“He was very angry. He was scratching his face, kicking, and screaming,” Carrie Giddings, a preschool teacher, said of one of her students during his first days in her class at Kruse Elementary School in northern Colorado.
The boy’s father had been in and out of jail, Giddings said. She thinks the 3-year-old had witnessed abuse at home before he enrolled in preschool at Kruse. His family was poor. For a while, they had lived with relatives, unable to afford their own place. “Everything that could happen to a kid, he’d had it all,” Giddings said, asking that the child’s name not be used. “He was a year and a half behind.”
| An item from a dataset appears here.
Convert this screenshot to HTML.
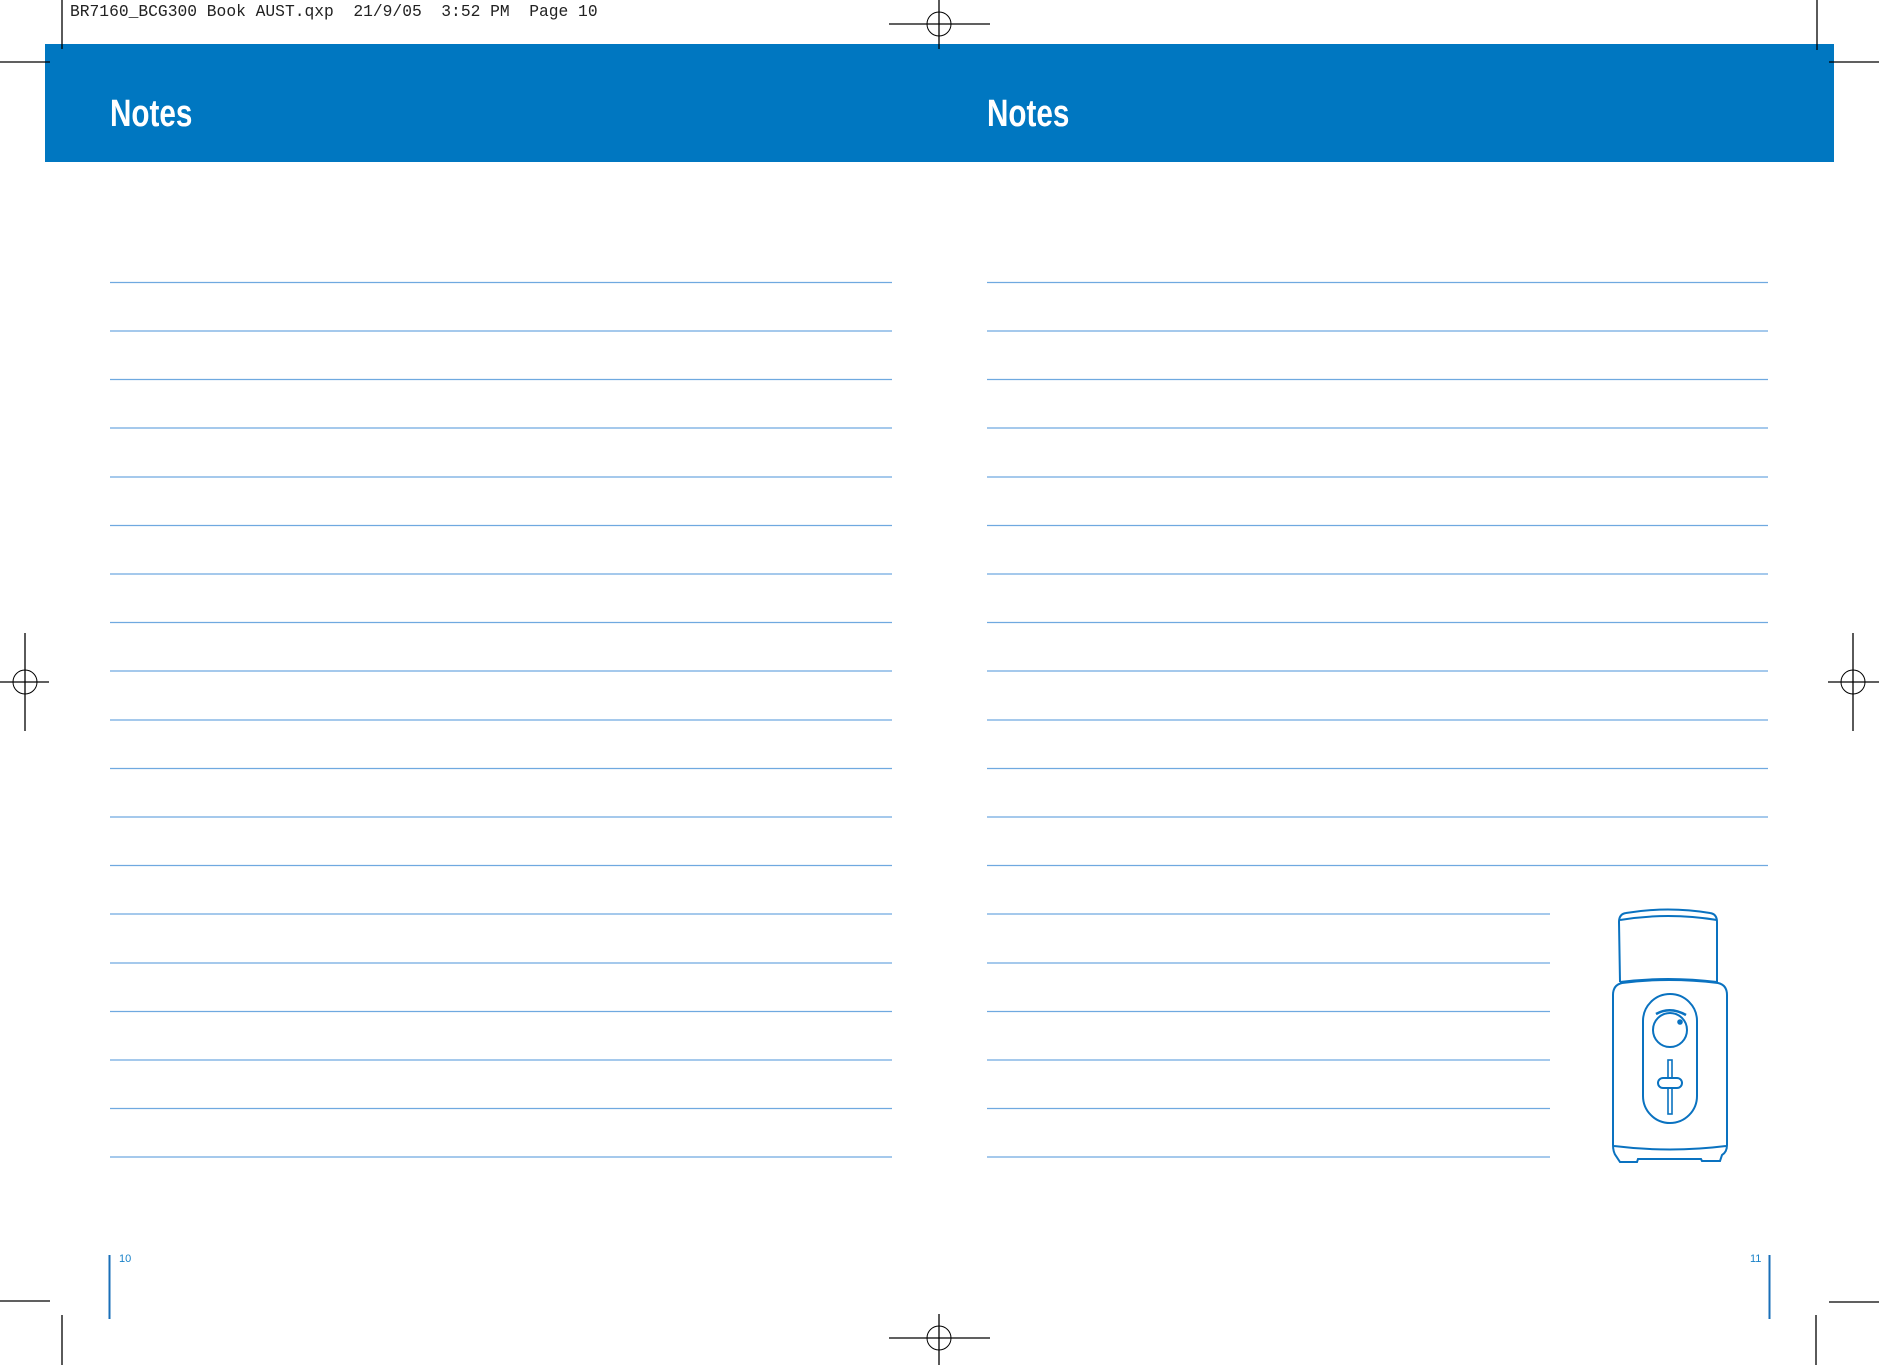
<!DOCTYPE html>
<html><head><meta charset="utf-8"><style>
body{margin:0;width:1879px;height:1365px;background:#fff;position:relative;overflow:hidden;font-family:"Liberation Sans",sans-serif}
.band{position:absolute;left:45px;top:44px;width:1789px;height:118px;background:#0077c1}
.t{position:absolute;top:92px;color:#fff;font-weight:bold;font-size:38px;transform:scaleX(0.78);transform-origin:left top;line-height:44px}
.hdr{position:absolute;left:70px;top:2px;font-family:"Liberation Mono",monospace;font-size:16.3px;color:#222;white-space:pre}
.pn{position:absolute;top:1253px;font-size:11px;color:#1a82c8}
svg{position:absolute;left:0;top:0}
</style></head><body>
<div class="band"></div>
<div class="t" style="left:110px">Notes</div>
<div class="t" style="left:987px">Notes</div>
<div class="hdr">BR7160_BCG300 Book AUST.qxp  21/9/05  3:52 PM  Page 10</div>
<div class="pn" style="left:119px">10</div>
<div class="pn" style="left:1750px">11</div>
<svg width="1879" height="1365" viewBox="0 0 1879 1365">
<g stroke="#6fa9e0" stroke-width="1.3" id="lines">
<line x1="110" x2="892" y1="282.5" y2="282.5"/><line x1="987" x2="1768" y1="282.5" y2="282.5"/>
<line x1="110" x2="892" y1="331" y2="331"/><line x1="987" x2="1768" y1="331" y2="331"/>
<line x1="110" x2="892" y1="379.5" y2="379.5"/><line x1="987" x2="1768" y1="379.5" y2="379.5"/>
<line x1="110" x2="892" y1="428" y2="428"/><line x1="987" x2="1768" y1="428" y2="428"/>
<line x1="110" x2="892" y1="477" y2="477"/><line x1="987" x2="1768" y1="477" y2="477"/>
<line x1="110" x2="892" y1="525.5" y2="525.5"/><line x1="987" x2="1768" y1="525.5" y2="525.5"/>
<line x1="110" x2="892" y1="574" y2="574"/><line x1="987" x2="1768" y1="574" y2="574"/>
<line x1="110" x2="892" y1="622.5" y2="622.5"/><line x1="987" x2="1768" y1="622.5" y2="622.5"/>
<line x1="110" x2="892" y1="671" y2="671"/><line x1="987" x2="1768" y1="671" y2="671"/>
<line x1="110" x2="892" y1="720" y2="720"/><line x1="987" x2="1768" y1="720" y2="720"/>
<line x1="110" x2="892" y1="768.5" y2="768.5"/><line x1="987" x2="1768" y1="768.5" y2="768.5"/>
<line x1="110" x2="892" y1="817" y2="817"/><line x1="987" x2="1768" y1="817" y2="817"/>
<line x1="110" x2="892" y1="865.5" y2="865.5"/><line x1="987" x2="1768" y1="865.5" y2="865.5"/>
<line x1="110" x2="892" y1="914" y2="914"/><line x1="987" x2="1550" y1="914" y2="914"/>
<line x1="110" x2="892" y1="963" y2="963"/><line x1="987" x2="1550" y1="963" y2="963"/>
<line x1="110" x2="892" y1="1011.5" y2="1011.5"/><line x1="987" x2="1550" y1="1011.5" y2="1011.5"/>
<line x1="110" x2="892" y1="1060" y2="1060"/><line x1="987" x2="1550" y1="1060" y2="1060"/>
<line x1="110" x2="892" y1="1108.5" y2="1108.5"/><line x1="987" x2="1550" y1="1108.5" y2="1108.5"/>
<line x1="110" x2="892" y1="1157" y2="1157"/><line x1="987" x2="1550" y1="1157" y2="1157"/>
</g>
<g stroke="#1a6fb8" stroke-width="2"><line x1="109.5" x2="109.5" y1="1255" y2="1319"/><line x1="1769.5" x2="1769.5" y1="1255" y2="1319"/></g>
<g stroke="#000" stroke-width="1.3" fill="none">
<line x1="62" x2="62" y1="0" y2="49"/><line x1="0" x2="50" y1="62" y2="62"/>
<line x1="1817" x2="1817" y1="0" y2="50"/><line x1="1829" x2="1879" y1="62" y2="62"/>
<line x1="62" x2="62" y1="1315" y2="1365"/><line x1="0" x2="50" y1="1301" y2="1301"/>
<line x1="1816" x2="1816" y1="1315" y2="1365"/><line x1="1829" x2="1879" y1="1302" y2="1302"/>
<circle cx="939" cy="24" r="12" stroke-width="1"/><line x1="889" x2="990" y1="24" y2="24"/><line x1="939" x2="939" y1="0" y2="49"/>
<circle cx="939" cy="1338" r="12" stroke-width="1"/><line x1="889" x2="990" y1="1338" y2="1338"/><line x1="939" x2="939" y1="1314" y2="1365"/>
<circle cx="25" cy="682" r="12" stroke-width="1"/><line x1="0" x2="49" y1="682" y2="682"/><line x1="25" x2="25" y1="633" y2="731"/>
<circle cx="1853" cy="682" r="12" stroke-width="1"/><line x1="1828" x2="1879" y1="682" y2="682"/><line x1="1853" x2="1853" y1="633" y2="731"/>
</g>
<g stroke="#0a72c0" stroke-width="2" fill="none">
<path d="M1620 982 L1619 922 Q1619 914 1626 913 Q1668 906 1710 913 Q1717 914 1717 922 L1717 982"/>
<path d="M1620 920 Q1668 912 1717 920"/>
<path d="M1620 982 Q1668 976 1717 982"/>
<path d="M1622 983 Q1668 977 1718 983 Q1727 985 1727 995 L1727 1145 Q1727 1152 1722 1155 L1720 1161 L1702 1161 L1701 1159 L1638 1159 L1637 1162 L1620 1162 L1616 1156 Q1613 1152 1613 1145 L1613 995 Q1613 985 1622 983 Z"/>
<path d="M1614 1146 Q1670 1153 1726 1146"/>
<rect x="1643" y="994" width="54" height="129" rx="27"/>
<circle cx="1670" cy="1030" r="17"/>
<path d="M1656 1014 Q1670 1006 1686 1015" stroke-width="2.5"/>
<circle cx="1680" cy="1022" r="1.8" fill="#0a72c0"/>
<rect x="1668" y="1060" width="4" height="54" stroke-width="1.6"/>
<rect x="1658" y="1078" width="24" height="10" rx="5" fill="#fff"/>
</g>
</svg>
</body></html>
A child like this boy will have a tough road ahead. Research has shown that unrelenting stress at a young age, known as toxic stress,causes long-lasting brain damage. The worse the damage, the harder it is for children to pay attention, absorb new information, or trust adults—all skills critical for success in school—as they get older.
In fact, the fate of all children is largely determined by their first years on this planet. Forming healthy relationships with adults early on lays the foundation for future healthy relationships. Exposure to language through stories, songs, and conversations sets the stage for academic achievement. Playing outside to master gross motor skills; creating art to master fine motor skills; pretending to be a doctor, chef, or firefighter to learn teamwork; building a tower of blocks to learn basic physics lessons—all of these activities are critical preparation for a successful school and adult life.
The most straightforward way to ensure all children have such experiences is to provide free or affordable high-quality preschool for them when they are 3- and 4-year-olds.